(SET PROBLEM) Starting at the first line of the listing below, repeat each line exactly until the line containing "const tabWidths = [72, 62, 48, 72, 73, 70, 52, 82];", which you include. Leave out pictures.

::: DATA BLOCK

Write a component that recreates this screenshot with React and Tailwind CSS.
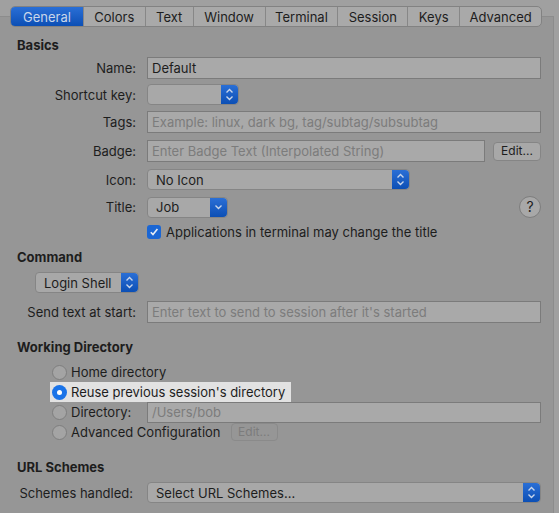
const tabs = ["General", "Colors", "Text", "Window", "Terminal", "Session", "Keys", "Advanced"];
const tabWidths = [72, 62, 48, 72, 73, 70, 52, 82];

function Stepper({ single }) {
  return (
    <div className="flex h-full w-[17px] items-center justify-center rounded-r-[4px] bg-gradient-to-b from-[#2a6fd6] to-[#0b4fb5]">
      {single ? (
        <svg width="9" height="6" viewBox="0 0 9 6">
          <path d="M1.5 1.5 L4.5 4.5 L7.5 1.5" fill="none" stroke="#c9d6ea" strokeWidth="1.4" />
        </svg>
      ) : (
        <svg width="9" height="13" viewBox="0 0 9 13">
          <path d="M1.5 4.5 L4.5 1.5 L7.5 4.5" fill="none" stroke="#c9d6ea" strokeWidth="1.4" />
          <path d="M1.5 8.5 L4.5 11.5 L7.5 8.5" fill="none" stroke="#c9d6ea" strokeWidth="1.4" />
        </svg>
      )}
    </div>
  );
}

function Popup({ w, text, single, className = "" }) {
  return (
    <div className={`flex h-[21px] items-center rounded-[4px] border border-[#858585] bg-[#a8a8a8] ${w} ${className}`}>
      <span className="flex-1 truncate pl-[8px] text-[#1d1d1d]">{text}</span>
      <Stepper single={single} />
    </div>
  );
}

function Field({ w = "w-[394px]", text, placeholder }) {
  return (
    <div className={`flex h-[22px] items-center border border-[#7b7b7b] bg-[#a9a9a9] pl-[4px] ${w}`}>
      {text ? <span className="text-[#1d1d1d]">{text}</span> : <span className="text-[#7c7c7c]">{placeholder}</span>}
    </div>
  );
}

function Row({ label, children, className = "" }) {
  return (
    <div className={`flex items-center ${className}`}>
      <div className="w-[137px] pr-[1px] text-right text-[#1d1d1d]">{label}</div>
      <div className="ml-[10px] flex items-center">{children}</div>
    </div>
  );
}

function Radio({ checked }) {
  return checked ? (
    <div className="flex h-[15px] w-[15px] items-center justify-center rounded-full bg-[#1a73e8]">
      <div className="h-[5px] w-[5px] rounded-full bg-white" />
    </div>
  ) : (
    <div className="h-[15px] w-[15px] rounded-full border border-[#7e7e7e] bg-[#a4a4a4]" />
  );
}

export default function App() {
  return (
    <div
      className="h-[513px] w-[559px] overflow-hidden bg-[#a0a0a0] pt-[6px] text-[13px] leading-[16px]"
      style={{ fontFamily: "Inter, 'Liberation Sans', sans-serif" }}
    >
      {/* tab bar */}
      <div className="relative z-10 ml-[10px] flex h-[21px] w-[532px] overflow-hidden rounded-[5px] border border-[#828282] bg-[#a9a9a9]">
        {tabs.map((t, i) => (
          <div
            key={t}
            style={{ width: tabWidths[i] }}
            className={
              i === 0
                ? "flex items-center justify-center bg-gradient-to-b from-[#2a6fd6] to-[#0b4fb5] text-[#c9d6ea]"
                : "flex items-center justify-center border-l border-[#878787] text-[#1d1d1d]"
            }
          >
            {t}
          </div>
        ))}
      </div>

      {/* panel */}
      <div className="-mt-[11px] h-[520px] w-[554px] border-r border-t border-[#8c8c8c] bg-[#969696] pt-[20px]">
        <div className="pl-[17px] font-bold text-[#1d1d1d]">Basics</div>

        <Row label="Name:" className="mt-[4px]">
          <Field text="Default" />
        </Row>
        <Row label="Shortcut key:" className="mt-[5px]">
          <Popup w="w-[92px]" text="" />
        </Row>
        <Row label="Tags:" className="mt-[6px]">
          <Field placeholder="Example: linux, dark bg, tag/subtag/subsubtag" />
        </Row>
        <Row label="Badge:" className="mt-[7px]">
          <Field w="w-[338px]" placeholder="Enter Badge Text (Interpolated String)" />
          <div className="ml-[8px] flex h-[19px] w-[48px] items-center justify-center rounded-[4px] border border-[#858585] bg-[#a8a8a8] text-[12px] text-[#1d1d1d]">
            Edit...
          </div>
        </Row>
        <Row label="Icon:" className="mt-[7px]">
          <Popup w="w-[263px]" text="No Icon" />
        </Row>
        <Row label="Title:" className="mt-[6px]">
          <Popup w="w-[81px]" text="Job" single />
          <div className="ml-[291px] flex h-[22px] w-[22px] items-center justify-center rounded-full border border-[#7d7d7d] bg-[#a8a8a8] text-[14px] text-[#1d1d1d]">
            ?
          </div>
        </Row>
        <div className="ml-[147px] mt-[6px] flex items-center">
          <div className="flex h-[14px] w-[14px] items-center justify-center rounded-[3px] bg-[#1a66d4]">
            <svg width="10" height="10" viewBox="0 0 10 10">
              <path d="M1.8 5.2 L4 7.6 L8.4 2" fill="none" stroke="#e6ecf5" strokeWidth="1.6" />
            </svg>
          </div>
          <span className="ml-[5px] text-[#1d1d1d]">Applications in terminal may change the title</span>
        </div>

        <div className="mt-[9px] pl-[17px] font-bold text-[#1d1d1d]">Command</div>
        <Popup w="w-[104px]" text="Login Shell" className="ml-[35px] mt-[7px]" />
        <Row label="Send text at start:" className="mt-[8px]">
          <Field placeholder="Enter text to send to session after it's started" />
        </Row>

        <div className="mt-[16px] pl-[17px] font-bold text-[#1d1d1d]">Working Directory</div>
        <div className="mt-[7px] flex flex-col text-[#1d1d1d]">
          <div className="ml-[52px] flex h-[20px] items-center">
            <Radio />
            <span className="ml-[4px]">Home directory</span>
          </div>
          <div className="ml-[50px] flex h-[20px] w-[241px] items-center bg-[#e2e2e2] pl-[2px]">
            <Radio checked />
            <span className="ml-[4px]">Reuse previous session's directory</span>
          </div>
          <div className="ml-[52px] flex h-[20px] items-center">
            <Radio />
            <span className="ml-[4px] w-[76px]">Directory:</span>
            <div className="flex h-[21px] w-[394px] items-center border border-[#7b7b7b] bg-[#a9a9a9] pl-[4px] text-[#7c7c7c]">
              /Users/bob
            </div>
          </div>
          <div className="ml-[52px] flex h-[20px] items-center">
            <Radio />
            <span className="ml-[4px]">Advanced Configuration</span>
            <div className="ml-[10px] flex h-[18px] w-[47px] items-center justify-center rounded-[4px] border border-[#8a8a8a] text-[12px] text-[#7c7c7c]">
              Edit...
            </div>
          </div>
        </div>

        <div className="mt-[17px] pl-[17px] font-bold text-[#1d1d1d]">URL Schemes</div>
        <div className="mt-[7px] flex items-center">
          <div className="w-[133px] text-right text-[#1d1d1d]">Schemes handled:</div>
          <Popup w="w-[394px]" text="Select URL Schemes..." className="ml-[14px]" />
        </div>
      </div>
    </div>
  );
}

::::::

(EXPECTED OUTPUT)
Write a component that recreates this screenshot with React and Tailwind CSS.
const tabs = ["General", "Colors", "Text", "Window", "Terminal", "Session", "Keys", "Advanced"];
const tabWidths = [72, 62, 48, 72, 73, 70, 52, 82];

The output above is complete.